Изменить размер шрифта - +
Более того, он дождался момента, когда абсолютно все покинут лабораторию, и только тогда вышел из за шкафа, совершенно нетрадиционно ориентированным и с полностью вылезшей из под ремня рубашкой. Наверно, все дело в том, что он, Виктор, их боится: и Нину, и Голощекину. У Голощекиной – темперамент, под которым он, мужчина и ведущий инженер, гнется, как сухая былинка, а Нина… Эх! Да что там говорить! Про Нину все и так ясно!

Виктор вздохнул, вставил образец в колонну анализатора и включил высокое напряжение. Через пять минут ему пришлось его выключить, поскольку в приборную заглянул Сергей Игоревич и велел всем сотрудникам собраться на экстренное совещание в комнате обработки результатов.

Судя по тому, как начальник безжалостно щипал свою холеную шкиперскую бородку, всем стало ясно, что разговор сейчас пойдет о чем то весьма неприятном. Галина Андреевна Голощекина смело обвела сотрудников непорочным взглядом, потому что точно знала: упрекнуть ее абсолютно не в чем, поскольку не нашелся еще тот, кто посягнет… Валентина угрюмо опустила глаза в стол, лицо Юры Морозова приобрело нарочито легкомысленное пофигистское выражение, а Фаина на всякий случай испугалась так, что для успокоения поставила прямо перед собой пузырек валокордина. Нина с Виктором переглянулись и чуть ли не подмигнули друг другу, потому что подумали, что речь пойдет об исследовании образцов от опытного слитка, которое они оба отказывались подписывать.

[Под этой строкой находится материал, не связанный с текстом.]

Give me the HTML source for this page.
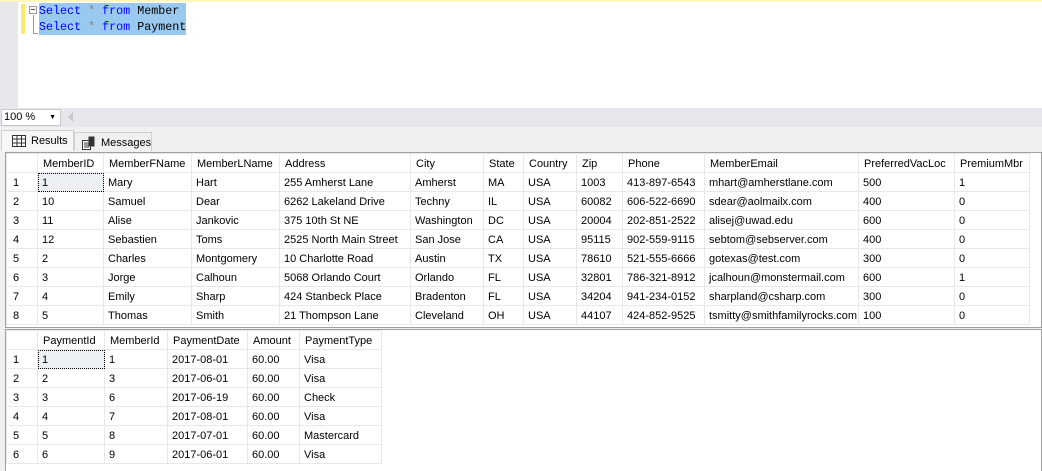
<!DOCTYPE html>
<html><head><meta charset="utf-8"><style>
*{margin:0;padding:0;box-sizing:border-box}
body{width:1042px;height:471px;overflow:hidden;background:#f0f0f0;position:relative;font-family:"Liberation Sans",sans-serif;font-size:11px;color:#000}
.ed{position:absolute;left:0;top:0;width:1042px;height:108px;background:#fff;border-top:2px solid #fff7c0}
.gut{position:absolute;left:0;top:0;width:18px;height:108px;background:#e8e8ec}
.code{position:absolute;font-family:"Liberation Mono",monospace;font-size:11.7px;line-height:16px;white-space:pre}
.sel{position:absolute;background:#99c9ef}
.k{color:#0000ff}.s{color:#808080}
.bar{position:absolute;left:0;top:108px;width:1042px;height:19px;background:#e6e7ed}
.zoom{position:absolute;left:1px;top:109px;width:60px;height:17px;background:#fff;border:1px solid #c8c8c8;font-size:11px;padding-left:2px;line-height:15px}
.tab{position:absolute;top:130px;height:21px;border:1px solid #d0d0d0;border-bottom:none;line-height:21px;padding-left:29px}
table{position:absolute;border-collapse:collapse;background:#fff;table-layout:fixed}
td{height:19px;border:1px solid #e8e8e8;padding-left:4px;padding-top:2px;white-space:nowrap;overflow:hidden;line-height:15px}
td.n{padding-left:6px}
tr.h td{padding-left:5px}
.wrap{position:absolute;left:5px;background:#fff;border:1px solid #a0a0a0}
td.f{outline:1px dotted #000;outline-offset:-1px;background:#eceff3}
</style></head><body>
<div class="ed">
<div class="gut"></div>
<div style="position:absolute;left:21px;top:2px;width:4px;height:30px;background:#fce96b"></div>
<div style="position:absolute;left:29px;top:4px;width:8px;height:8px;border:1px solid #999"></div>
<div style="position:absolute;left:31px;top:7px;width:4px;height:1px;background:#555"></div>
<div style="position:absolute;left:33px;top:13px;width:1px;height:18px;background:#999"></div>
<div style="position:absolute;left:33px;top:31px;width:5px;height:1px;background:#999"></div>
<div class="sel" style="left:39px;top:1px;width:147px;height:32px"></div>
<div class="code" style="left:39px;top:1px"><span class="k">Select</span> <span class="s">*</span> <span class="k">from</span> Member
<span class="k">Select</span> <span class="s">*</span> <span class="k">from</span> Payment</div>
</div>
<div class="bar"></div>
<div class="zoom">100 %<span style="position:absolute;right:4px;top:0;font-size:7px">▼</span></div>
<div style="position:absolute;left:68px;top:112px;width:0;height:0;border-top:5px solid transparent;border-bottom:5px solid transparent;border-right:5px solid #c8c8cc"></div>
<div class="tab" style="left:1px;width:73px;background:#f7f7f7">Results
<svg style="position:absolute;left:10px;top:4px" width="14" height="12"><rect x=".5" y=".5" width="13" height="11" fill="#fff" stroke="#333"/><path d="M.5 4h13M.5 8h13M5 .5v11M9.5 .5v11" stroke="#333"/></svg></div>
<div class="tab" style="left:74px;width:78px;top:132px;height:19px;line-height:20px;padding-left:26px">Messages
<svg style="position:absolute;left:6px;top:3px" width="16" height="14"><rect x="1.5" y="4.5" width="8" height="9" fill="#fff" stroke="#333"/><rect x="7.5" y=".5" width="6" height="10" fill="#333"/><path d="M3 7h5M3 9h5M3 11h5" stroke="#333"/></svg></div>
<div class="wrap" style="top:152px;width:1037px;height:176px"></div>
<table style="left:6px;top:153px;width:1023px">
<colgroup><col style="width:31px"><col style="width:66px"><col style="width:88px"><col style="width:88px"><col style="width:131px"><col style="width:73px"><col style="width:40px"><col style="width:53px"><col style="width:46px"><col style="width:82px"><col style="width:154px"><col style="width:96px"><col style="width:75px"></colgroup>
<tr class="h"><td></td><td>MemberID</td><td>MemberFName</td><td>MemberLName</td><td>Address</td><td>City</td><td>State</td><td>Country</td><td>Zip</td><td>Phone</td><td>MemberEmail</td><td>PreferredVacLoc</td><td>PremiumMbr</td></tr>
<tr><td class="n">1</td><td class="f">1</td><td>Mary</td><td>Hart</td><td>255 Amherst Lane</td><td>Amherst</td><td>MA</td><td>USA</td><td>1003</td><td>413-897-6543</td><td>mhart@amherstlane.com</td><td>500</td><td>1</td></tr>
<tr><td class="n">2</td><td>10</td><td>Samuel</td><td>Dear</td><td>6262 Lakeland Drive</td><td>Techny</td><td>IL</td><td>USA</td><td>60082</td><td>606-522-6690</td><td>sdear@aolmailx.com</td><td>400</td><td>0</td></tr>
<tr><td class="n">3</td><td>11</td><td>Alise</td><td>Jankovic</td><td>375 10th St NE</td><td>Washington</td><td>DC</td><td>USA</td><td>20004</td><td>202-851-2522</td><td>alisej@uwad.edu</td><td>600</td><td>0</td></tr>
<tr><td class="n">4</td><td>12</td><td>Sebastien</td><td>Toms</td><td>2525 North Main Street</td><td>San Jose</td><td>CA</td><td>USA</td><td>95115</td><td>902-559-9115</td><td>sebtom@sebserver.com</td><td>400</td><td>0</td></tr>
<tr><td class="n">5</td><td>2</td><td>Charles</td><td>Montgomery</td><td>10 Charlotte Road</td><td>Austin</td><td>TX</td><td>USA</td><td>78610</td><td>521-555-6666</td><td>gotexas@test.com</td><td>300</td><td>0</td></tr>
<tr><td class="n">6</td><td>3</td><td>Jorge</td><td>Calhoun</td><td>5068 Orlando Court</td><td>Orlando</td><td>FL</td><td>USA</td><td>32801</td><td>786-321-8912</td><td>jcalhoun@monstermail.com</td><td>600</td><td>1</td></tr>
<tr><td class="n">7</td><td>4</td><td>Emily</td><td>Sharp</td><td>424 Stanbeck Place</td><td>Bradenton</td><td>FL</td><td>USA</td><td>34204</td><td>941-234-0152</td><td>sharpland@csharp.com</td><td>300</td><td>0</td></tr>
<tr><td class="n">8</td><td>5</td><td>Thomas</td><td>Smith</td><td>21 Thompson Lane</td><td>Cleveland</td><td>OH</td><td>USA</td><td>44107</td><td>424-852-9525</td><td>tsmitty@smithfamilyrocks.com</td><td>100</td><td>0</td></tr>
</table>
<div class="wrap" style="top:329px;width:1037px;height:142px;border-bottom:none"></div>
<table style="left:6px;top:330px;width:375px">
<colgroup><col style="width:31px"><col style="width:67px"><col style="width:63px"><col style="width:80px"><col style="width:52px"><col style="width:82px"></colgroup>
<tr class="h"><td></td><td>PaymentId</td><td>MemberId</td><td>PaymentDate</td><td>Amount</td><td>PaymentType</td></tr>
<tr><td class="n">1</td><td class="f">1</td><td>1</td><td>2017-08-01</td><td>60.00</td><td>Visa</td></tr>
<tr><td class="n">2</td><td>2</td><td>3</td><td>2017-06-01</td><td>60.00</td><td>Visa</td></tr>
<tr><td class="n">3</td><td>3</td><td>6</td><td>2017-06-19</td><td>60.00</td><td>Check</td></tr>
<tr><td class="n">4</td><td>4</td><td>7</td><td>2017-08-01</td><td>60.00</td><td>Visa</td></tr>
<tr><td class="n">5</td><td>5</td><td>8</td><td>2017-07-01</td><td>60.00</td><td>Mastercard</td></tr>
<tr><td class="n">6</td><td>6</td><td>9</td><td>2017-06-01</td><td>60.00</td><td>Visa</td></tr>
</table>
</body></html>
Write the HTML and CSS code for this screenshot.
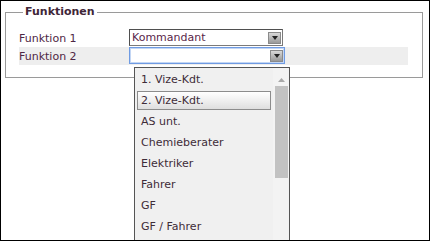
FILE: index.html
```html
<!DOCTYPE html>
<html>
<head>
<meta charset="utf-8">
<link rel="stylesheet" href="styles.css">
</head>
<body>
<div class="frame">
  <fieldset class="group">
    <legend class="group-title">Funktionen</legend>
    <div class="row">
      <span class="label">Funktion 1</span>
      <div class="select">
        <span class="select-value">Kommandant</span>
        <span class="select-btn"><svg width="6" height="4" viewBox="0 0 6 4"><path d="M0 0H6L3 4Z" fill="#222"/></svg></span>
      </div>
    </div>
    <div class="row row-alt">
      <span class="label">Funktion 2</span>
      <div class="select select-focus">
        <span class="select-value"></span>
        <span class="select-btn"><svg width="6" height="4" viewBox="0 0 6 4"><path d="M0 0H6L3 4Z" fill="#222"/></svg></span>
      </div>
    </div>
  </fieldset>
  <div class="dropdown">
    <ul class="options">
      <li class="option"><span class="opt">1. Vize-Kdt.</span></li>
      <li class="option"><span class="opt opt-hover">2. Vize-Kdt.</span></li>
      <li class="option"><span class="opt">AS unt.</span></li>
      <li class="option"><span class="opt">Chemieberater</span></li>
      <li class="option"><span class="opt">Elektriker</span></li>
      <li class="option"><span class="opt">Fahrer</span></li>
      <li class="option"><span class="opt">GF</span></li>
      <li class="option"><span class="opt">GF / Fahrer</span></li>
    </ul>
    <div class="scrollbar">
      <svg class="scroll-up" width="7" height="4" viewBox="0 0 7 4"><path d="M0 4H7L3.5 0Z" fill="#a8a8a8"/></svg>
      <div class="thumb"></div>
    </div>
  </div>
</div>
</body>
</html>
```

FILE: styles.css
```css
html, body {
  margin: 0;
  padding: 0;
  background: #fff;
}
.frame {
  position: relative;
  width: 430px;
  height: 241px;
  box-sizing: border-box;
  border: 1px solid #000;
  overflow: hidden;
  background: #fff;
  font-family: "DejaVu Sans", Verdana, sans-serif;
  font-size: 11px;
}
.group {
  box-sizing: border-box;
  width: 418px;
  height: 73px;
  margin: 4px 0 0 4px;
  padding: 10px 14px 0 13px;
  border: 1px solid #9a9a9a;
  min-width: 0;
}
.group-title {
  margin-left: 4px;
  padding: 0 2px;
  font-weight: bold;
  color: #3f2638;
  line-height: 14px;
}
.row {
  display: flex;
  align-items: flex-start;
  height: 18px;
}
.row-alt {
  background: #eeeeee;
}
.label {
  width: 110px;
  flex: none;
  color: #4e2744;
  line-height: 17px;
  padding-top: 1px;
}
.select {
  box-sizing: border-box;
  width: 154px;
  height: 17px;
  display: flex;
  align-items: center;
  justify-content: space-between;
  background: #fff;
  border: 1px solid #7a7a7a;
  border-top-color: #4f4f4f;
  border-left-color: #4f4f4f;
  padding: 0 1px 0 2px;
}
.select-focus {
  width: 156px;
  border: 1px solid #6f9be3;
  box-shadow: inset 0 0 0 1px #c3d6f4;
}
.select-value {
  color: #5a1f4a;
  line-height: 15px;
}
.select-btn {
  box-sizing: border-box;
  width: 13px;
  height: 12px;
  display: flex;
  align-items: center;
  justify-content: center;
  background: linear-gradient(#d8d8d8, #9a9a9a);
  border: 1px solid #8a8a8a;
}
.dropdown {
  position: absolute;
  left: 133px;
  top: 66px;
  width: 156px;
  height: 200px;
  box-sizing: border-box;
  border: 1px solid #555;
  background: #f0f0f0;
  display: flex;
}
.options {
  list-style: none;
  margin: 0;
  padding: 0;
  flex: 1;
}
.option {
  height: 21px;
  box-sizing: border-box;
  padding: 2px 2px 0 2px;
}
.opt {
  display: block;
  box-sizing: border-box;
  height: 19px;
  line-height: 17px;
  padding-left: 3px;
  border: 1px solid transparent;
  color: #3e2c38;
}
.opt-hover {
  border-color: #8c8c8c;
  background: linear-gradient(#ffffff, #ececec 60%, #dedede);
}
.scrollbar {
  width: 16px;
  flex: none;
  background: #f3f3f3;
  display: flex;
  flex-direction: column;
  align-items: center;
}
.scroll-up {
  margin-top: 10px;
  margin-left: 1px;
}
.thumb {
  width: 13px;
  height: 92px;
  margin-top: 4px;
  background: #c2c2c2;
}
```
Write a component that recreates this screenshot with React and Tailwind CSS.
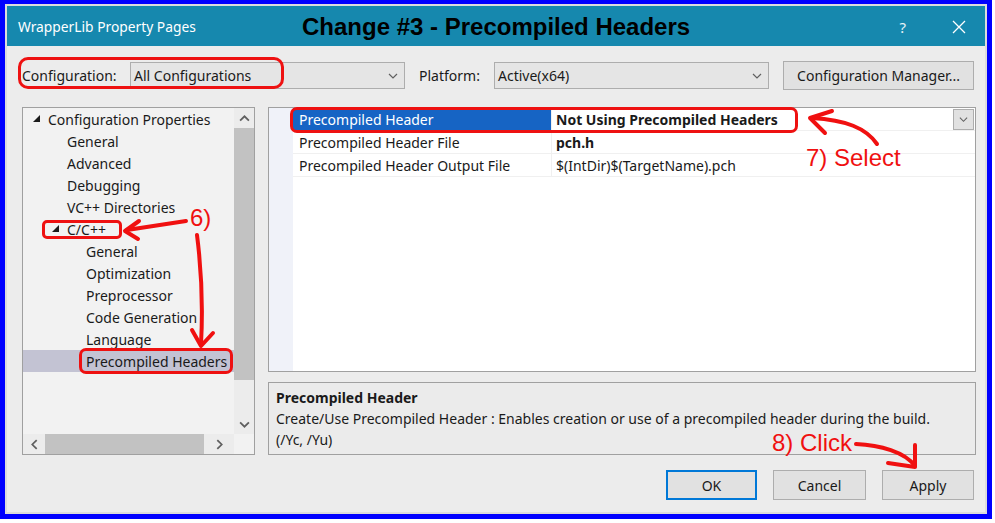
import React from "react";

const Chevron = ({ dir = "down", size = 10, color = "#606060", sw = 1.2 }) => {
  const pts = {
    down: "1,3 5,7 9,3",
    up: "1,7 5,3 9,7",
    left: "7,1 3,5 7,9",
    right: "3,1 7,5 3,9",
  }[dir];
  return (
    <svg width={size} height={size} viewBox="0 0 10 10">
      <polyline points={pts} fill="none" stroke={color} strokeWidth={sw} />
    </svg>
  );
};

const Tri = () => (
  <svg width="8" height="8" viewBox="0 0 8 8">
    <polygon points="7,0 7,7 0,7" fill="#1a1a1a" />
  </svg>
);

const tree = [
  { t: "Configuration Properties", l: 0, tri: true },
  { t: "General", l: 1 },
  { t: "Advanced", l: 1 },
  { t: "Debugging", l: 1 },
  { t: "VC++ Directories", l: 1 },
  { t: "C/C++", l: 1, tri: true },
  { t: "General", l: 2 },
  { t: "Optimization", l: 2 },
  { t: "Preprocessor", l: 2 },
  { t: "Code Generation", l: 2 },
  { t: "Language", l: 2 },
  { t: "Precompiled Headers", l: 2, sel: true },
];

const padFor = ["pl-[25px]", "pl-[44px]", "pl-[63px]"];

export default function App() {
  return (
    <div className="w-[995px] h-[523px] bg-white relative overflow-hidden font-['Noto_Sans',sans-serif] text-[14px] text-[#1a1a1a]">
      <div className="w-[992px] h-[519px] border-[#0000ff] border-l-[5px] border-t-[4px] border-r-[5px] border-b-[5px] flex">
        <div className="flex-1 border-2 border-[#dcdcdc] flex flex-col bg-[#ececec]">
          {/* Title bar */}
          <div className="h-[40px] bg-[#1688ae] flex items-center relative shrink-0 pt-[2px]">
            <span className="pl-[11px] text-white text-[13.8px]">WrapperLib Property Pages</span>
            <span className="absolute left-[295px] top-[6px] font-['Liberation_Sans',sans-serif] font-bold text-[24px] text-black leading-[30px]">
              Change #3 - Precompiled Headers
            </span>
            <span className="ml-auto text-white/90 text-[15px] mr-[46px]">?</span>
            <svg width="14" height="14" viewBox="0 0 14 14" className="mr-[19px]">
              <path d="M1 1 L13 13 M13 1 L1 13" stroke="white" strokeWidth="1.3" />
            </svg>
          </div>

          {/* Config row */}
          <div className="flex items-center pl-[15px] pr-[10px] mt-[15px] h-[29px]">
            <span className="w-[108px]">Configuration:</span>
            <div className="w-[275px] h-[27px] bg-[#e5e5e5] border border-[#adadad] flex items-center pl-[3px] pr-[6px]">
              <span>All Configurations</span>
              <span className="ml-auto"><Chevron /></span>
            </div>
            <span className="ml-[14px] w-[75px]">Platform:</span>
            <div className="w-[275px] h-[27px] bg-[#e5e5e5] border border-[#adadad] flex items-center pl-[3px] pr-[6px]">
              <span>Active(x64)</span>
              <span className="ml-auto"><Chevron /></span>
            </div>
            <div className="ml-[14px] w-[191px] h-[29px] bg-[#e1e1e1] border border-[#adadad] flex items-center justify-center">
              Configuration Manager...
            </div>
          </div>

          {/* Main */}
          <div className="flex pl-[15px] mt-[17px] h-[348px]">
            {/* Tree */}
            <div className="w-[233px] h-[348px] border border-[#a0a0a0] bg-[#f2f2f2] flex flex-col">
              <div className="flex flex-1">
                <div className="flex-1 flex flex-col">
                  {tree.map((it, i) => (
                    <div
                      key={i}
                      className={`h-[22px] flex items-center relative ${padFor[it.l]} ${it.sel ? "bg-[#c3c3d3]" : ""}`}
                    >
                      {it.tri && (
                        <span className={`absolute top-[7px] ${it.l === 0 ? "left-[10px]" : "left-[29px]"}`}>
                          <Tri />
                        </span>
                      )}
                      <span className="whitespace-nowrap">{it.t}</span>
                    </div>
                  ))}
                </div>
                <div className="w-[20px] flex flex-col bg-[#ececec]">
                  <div className="h-[20px] flex items-center justify-center"><Chevron dir="up" size={11} sw={1.6} /></div>
                  <div className="h-[252px] bg-[#c2c2c2]" />
                  <div className="flex-1" />
                  <div className="h-[20px] flex items-center justify-center"><Chevron dir="down" size={11} sw={1.6} /></div>
                </div>
              </div>
              <div className="h-[20px] flex shrink-0">
                <div className="flex-1 flex items-center bg-[#ececec]">
                  <div className="w-[22px] flex justify-center"><Chevron dir="left" size={11} sw={1.6} /></div>
                  <div className="w-[159px] h-[20px] bg-[#c2c2c2]" />
                  <div className="flex-1 flex justify-center"><Chevron dir="right" size={11} sw={1.6} /></div>
                </div>
                <div className="w-[20px] bg-[#f2f2f2]" />
              </div>
            </div>

            {/* Right column */}
            <div className="ml-[13px] w-[708px] flex flex-col">
              <div className="h-[265px] border border-[#a0a0a0] bg-white flex">
                <div className="w-[24px] bg-[#f0f2f9]" />
                <div className="flex-1 flex flex-col">
                  <div className="h-[23px] flex border-b border-[#f0f0f0]">
                    <div className="w-[258px] bg-[#1664c4] text-white pl-[6px] flex items-center">Precompiled Header</div>
                    <div className="flex-1 flex items-center pl-[4px] font-bold border-l border-[#f0f0f0]">
                      Not Using Precompiled Headers
                      <div className="ml-auto mr-[1px] w-[21px] h-[21px] bg-[#e1e1e1] border border-[#adadad] flex items-center justify-center">
                        <Chevron size={9} />
                      </div>
                    </div>
                  </div>
                  <div className="h-[23px] flex border-b border-[#f0f0f0]">
                    <div className="w-[258px] pl-[6px] flex items-center">Precompiled Header File</div>
                    <div className="flex-1 flex items-center pl-[4px] font-bold border-l border-[#f0f0f0]">pch.h</div>
                  </div>
                  <div className="h-[23px] flex border-b border-[#f0f0f0]">
                    <div className="w-[258px] pl-[6px] flex items-center">Precompiled Header Output File</div>
                    <div className="flex-1 flex items-center pl-[4px] border-l border-[#f0f0f0]">$(IntDir)$(TargetName).pch</div>
                  </div>
                </div>
              </div>
              <div className="mt-[10px] h-[73px] border border-[#a0a0a0] bg-[#ebebeb] pl-[7px] pt-[4px] leading-[21px]">
                <div className="font-bold">Precompiled Header</div>
                <div>Create/Use Precompiled Header : Enables creation or use of a precompiled header during the build.</div>
                <div>(/Yc, /Yu)</div>
              </div>
            </div>
          </div>

          {/* Buttons */}
          <div className="flex justify-end pr-[11px] mt-[15px] gap-[16px]">
            <div className="w-[91px] h-[30px] bg-[#e1e1e1] border-2 border-[#0078d7] flex items-center justify-center">OK</div>
            <div className="w-[93px] h-[30px] bg-[#e1e1e1] border border-[#adadad] flex items-center justify-center">Cancel</div>
            <div className="w-[92px] h-[30px] bg-[#e1e1e1] border border-[#adadad] flex items-center justify-center">Apply</div>
          </div>
        </div>
      </div>

      {/* Annotations */}
      <div className="absolute left-[18px] top-[57px] w-[266px] h-[32px] border-[3px] border-[#ee1111] rounded-[10px]" />
      <div className="absolute left-[42px] top-[220px] w-[80px] h-[19px] border-[3px] border-[#ee1111] rounded-[5px]" />
      <div className="absolute left-[79px] top-[348px] w-[154px] h-[26px] border-[3px] border-[#ee1111] rounded-[7px]" />
      <div className="absolute left-[290px] top-[107px] w-[508px] h-[26px] border-[3px] border-[#ee1111] rounded-[7px]" />

      <span className="absolute left-[190px] top-[204px] font-['Liberation_Sans',sans-serif] text-[24px] leading-[28px] text-[#f01010]">6)</span>
      <span className="absolute left-[806px] top-[144px] font-['Liberation_Sans',sans-serif] text-[24px] leading-[28px] text-[#f01010]">7) Select</span>
      <span className="absolute left-[772px] top-[429px] font-['Liberation_Sans',sans-serif] text-[24px] leading-[28px] text-[#f01010]">8) Click</span>

      <svg className="absolute left-0 top-0 pointer-events-none" width="995" height="523" viewBox="0 0 995 523">
        <g fill="none" stroke="#f01010" strokeWidth="4" strokeLinecap="round" strokeLinejoin="round">
          <path d="M186 221 L127 230" />
          <path d="M139 221 L125 231 L138 239" />
          <path d="M197 235 Q204 290 201 344" />
          <path d="M192 330 L201 346 L213 333" />
          <path d="M877 144 C866 128 846 120 812 118" />
          <path d="M832 111 L810 118 L825 133" />
          <path d="M856 444 C880 445 905 452 915 466" />
          <path d="M915 445 L915 467 L888 463" />
        </g>
      </svg>
    </div>
  );
}
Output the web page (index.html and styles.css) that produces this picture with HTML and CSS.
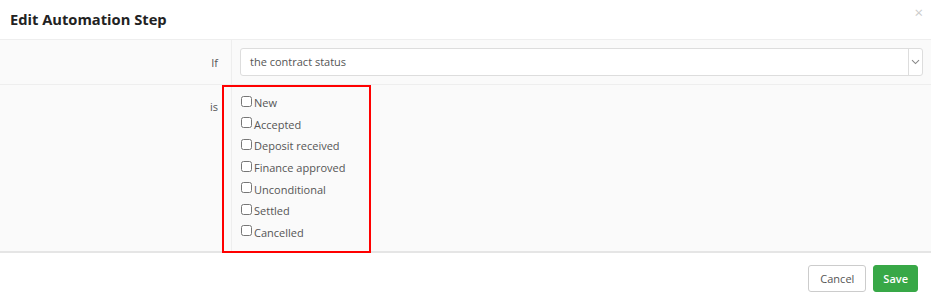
FILE: index.html
```html
<!DOCTYPE html>
<html lang="en">
<head>
    <meta charset="UTF-8">
    <title>Edit Automation Step</title>
    <link rel="stylesheet" href="styles.css">
</head>
<body>
    <div class="modal">
        <div class="modal-header">
            <h4>Edit Automation Step</h4>
            <span class="close">&times;</span>
        </div>

        <div class="modal-body">
            <div class="row">
                <label class="row-label">If</label>
                <div class="row-field">
                    <div class="select">
                        <span class="select-text">the contract status</span>
                        <span class="select-arrow">
                            <svg width="9" height="6" viewBox="0 0 9 6"><path d="M1 1.2 L4.5 4.6 L8 1.2" fill="none" stroke="#888" stroke-width="1.1"/></svg>
                        </span>
                    </div>
                </div>
            </div>
            <div class="row">
                <label class="row-label">is</label>
                <div class="row-field checks">
                    <label class="check"><input type="checkbox"> New</label>
                    <label class="check"><input type="checkbox"> Accepted</label>
                    <label class="check"><input type="checkbox"> Deposit received</label>
                    <label class="check"><input type="checkbox"> Finance approved</label>
                    <label class="check"><input type="checkbox"> Unconditional</label>
                    <label class="check"><input type="checkbox"> Settled</label>
                    <label class="check"><input type="checkbox"> Cancelled</label>
                    <!-- highlight box around the options -->
                    <div class="highlight"></div>
                </div>
            </div>
        </div>

        <div class="modal-footer">
            <button class="btn btn-default">Cancel</button>
            <button class="btn btn-success">Save</button>
        </div>
    </div>
</body>
</html>
```

FILE: styles.css
```css
body {
    margin: 0;
    font-family: "Open Sans", Arial, sans-serif;
    font-size: 11px;
    color: #333;
    background-color: #fff;
}

.modal {
    width: 931px;
}

.modal-header {
    height: 39px;
    padding: 0 10px;
    display: flex;
    align-items: center;
    justify-content: space-between;
    border-bottom: 1px solid #eee;
}

.modal-header h4 {
    margin: 0;
    font-size: 14.7px;
    font-weight: bold;
    color: #222;
    position: relative;
    top: -1px;
}

.close {
    font-size: 15px;
    color: #ccc;
    position: relative;
    top: -8px;
    right: -2px;
}

.modal-body {
    background-color: #fafafa;
}

.row {
    display: flex;
    border-bottom: 1px solid #eee;
}

.row:last-child {
    border-bottom: 2px solid #e5e5e5;
}

.row-label {
    width: 218px;
    padding-right: 13px;
    text-align: right;
    border-right: 1px solid #eee;
    color: #555;
    padding-top: 15px;
}

.row:last-child .row-label {
    padding-top: 14px;
}

.row-field {
    flex: 1;
    padding: 8px 8px 8px 8px;
}

.select {
    display: flex;
    height: 26px;
    border: 1px solid #ddd;
    border-radius: 3px;
    background-color: #fff;
}

.select-text {
    flex: 1;
    padding-left: 9px;
    line-height: 26px;
    color: #555;
}

.select-arrow {
    width: 13px;
    border-left: 1px solid #ddd;
    display: flex;
    align-items: center;
    justify-content: center;
}

.checks {
    position: relative;
    padding: 7px 8px 8px 8px;
}

.check {
    display: flex;
    align-items: center;
    height: 21.6px;
    color: #555;
}

.check input {
    margin: 0 2px 3px 1px;
    width: 11px;
    height: 11px;
}

.highlight {
    position: absolute;
    left: -10px;
    top: 0;
    width: 145px;
    bottom: -2px;
    border: 2px solid #f00;
}

.modal-footer {
    display: flex;
    justify-content: flex-end;
    gap: 7px;
    padding: 12px 13px 0 0;
}

.btn {
    height: 27px;
    border-radius: 3px;
    font-family: "Open Sans", Arial, sans-serif;
    font-size: 11px;
    padding: 0 11px;
    cursor: pointer;
}

.btn-default {
    background-color: #fff;
    border: 1px solid #ccc;
    color: #555;
}

.btn-success {
    background-color: #38a847;
    border: 1px solid #38a847;
    color: #fff;
    font-weight: 600;
    padding: 0 9px;
}
```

Начальство прибавило в нем пару абзацев от себя, и они, эти абзацы, являлись данью внутренней политике дышащего на ладан завода и не имели никакого отношения к науке, каковую Нина с Лактионовым очень дружно собирались защищать до победного конца, все равно чьего: своего или заводского.

– Конечно, для вас не явится новостью то, что я сейчас скажу, – сухо начал Сергей Игоревич, ни на кого не глядя, – поэтому, в сущности, все должны быть к этому более или менее готовы.

Фаина трясущимися руками отвинтила крышечку с пузырька, сладко медицинский запах приступил к немедленному заполнению пространства лаборатории, а начальник еще суше, и еще более демонстративно ни на кого не глядя, продолжил:

– К концу этого месяца мы должны назвать начальству фамилию человека, который подлежит сокращению.

Фаина вздрогнула, пролила валокордин на стол и голосом, дрожащим не менее, чем руки, с трудом произнесла:

– Если вы думаете, что я соглашусь сама, так… ни за что… Вплоть до суда… профсоюза… и…

– С чего вы, Фаина Петровна, решили, что речь идет о вас? – поморщившись, ответил ей Сергей Игоревич. – Мы все в одинаковом положении!

– Ну уж вас то никто не тронет, – Голощекина пропела эту фразу такой сладкозвучной сиреной, которой ввиду ее убийственного голоса ничто не страшно, так же, как и Сергею Игоревичу по причине его начальственного положения.

– А ты, Фаинка, забудь про свой профсоюз, потому что мы давно уже функционируем не в СССР, а в оголтелом капитализме! – усмехнулся Юра Морозов.

– Вот! Пожалуйста! Видите! – Фаина показала тонким пальчиком на Морозова. – Юрка просто уверен, что вынесут именно меня!

– Дура, – лениво отозвался Юра и раскрошил в руках дискету 2HD «Memorex» с собственными двухмесячными расчетами.

– А вы, Сергей Игоревич, кого сами то планируете убрать? – мрачно спросила Валентина, не отрывая взгляда от стола.

– Никого я не планирую! – взвился начальник и, как старик Хоттабыч, выдернул из своей бороды несколько волосков.

– Трах тибидох тибидох! – очень серьезно сказал за него Морозов.

Нина фыркнула, а Фаина пронзительно заверещала:

– Нет! Вы посмотрите! Он еще может шутить! Конечно, на женщинах выедут, как всегда! Мужикам везде у нас дорога!

– Фаина Петровна, возьмите себя в руки! – возмущенным до фальцета голосом заявил Сергей Игоревич.